Yes. I think it'd be the latter. It's going to be more dependent on what we see and how compelling the numbers are. We -- you were correct in stating -- I mean, we do an actual versus expected analysis at the end of Q1 and Q3. At the end of Q2 and Q4, we do a full analysis where we reselect development factors, and it's a much deeper dive. We've always been -- said that in Q1 or Q3, if we saw something very compelling, we would likely make a move. I mean we wouldn't wait. This quarter, things came in. There are always puts and takes depending on how you divide the data. But this quarter, everything came in right around where we expected. So we did not feel compelled to make a change.

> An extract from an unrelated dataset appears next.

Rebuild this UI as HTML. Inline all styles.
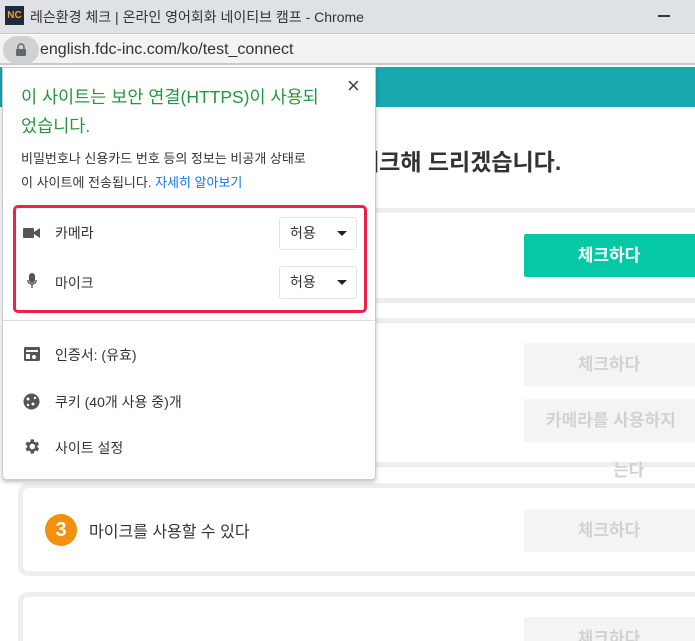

But I think I would agree with what you said in the latter half of your question, which is we will wait and see how things develop in Q2 and make a decision then as to whether or not we would act on favorable development.

Mark Hughes

Analysts
#13

Mike, the audit premium impact in the quarter, how much did it help or hinder the growth?

Michael Pedraja

Executives
#14

Yes. So it was relatively small. So it was $5 million adjustments in the first quarter. So we are seeing premiums generally, the payrolls, as we talked about last time, just moderate. And so the payroll increases are not developing as they were after COVID. So we see a really moderating level of payrolls currently at that time, and we see that into the future.

Mark Hughes

Analysts
#15

Yes. Kathy, what are your spidey senses telling you about what NCCI is going to say in week or 2 about reserve adequacy, medical inflation, kind of the hot button?

Katherine Antonello

Executives
#16

Yes. I'm not deep into the numbers like I used to be. I don't have as much insight being an outsider from NCCI now. But my gut would say that the accident years -- the accident year 2025 will continue to show a slight increase, and that's been the case over the last few years. And then I would expect the level of redundancy for the industry as a whole to decrease. And then what was your -- inflation, I think, is that what was your third point. Yes. In terms of inflation, I can tell you, we're not seeing anything significant that's impacting our book of business. We continue to track our -- we have an internal prescription drug index, and it's up slightly, but it's not what I would call anything that's alarming. You would expect it to be up slightly. So I guess from what I'm expecting them to present, I wouldn't see anything significant come through on inflation or medical severity.

Operator

Operator
#17

Our next question comes from Karol Chmiel with Citizens.

Karol Chmiel

Analysts
#18

Just a question regarding the top line. With the quarterly decline and with the context of the planned multi-quarter nonrenewal of certain business classes, would you categorize this as ahead of expectations in terms of timing?

Michael Pedraja

Executives
#19

No, I think this is exactly as we expected and planned. And so last quarter, we tried to indicate that we expected to continue that level of teens type of reduction. We expect to have that same level of performance throughout the rest of the year.

Katherine Antonello

Executives
#20

Yes, I would agree. And having said that, we are opening new markets, new segments, like I was mentioning earlier in my response to Mark. So we're expecting something similar throughout 2026, but we'll be introducing new areas throughout the year, too.

Michael Pedraja

Executives
#21

That's a really good point. I think towards the end of the year, you'll start to see all the adjustments we've made flow through, and then we expect to see that transition start to be visible through the results.

Operator

Operator
#22

[Operator Instructions] I'm showing no further questions at this time. I would now like to turn it back to Kathy Antonello for closing remarks.

Katherine Antonello

Executives
#23

Okay. Thank you, Daniel, and thank you, everyone, for joining us this morning, and we look forward to meeting with you again in July.

Operator

Operator
#24

This concludes today's conference call. Thank you for participating. You may now disconnect.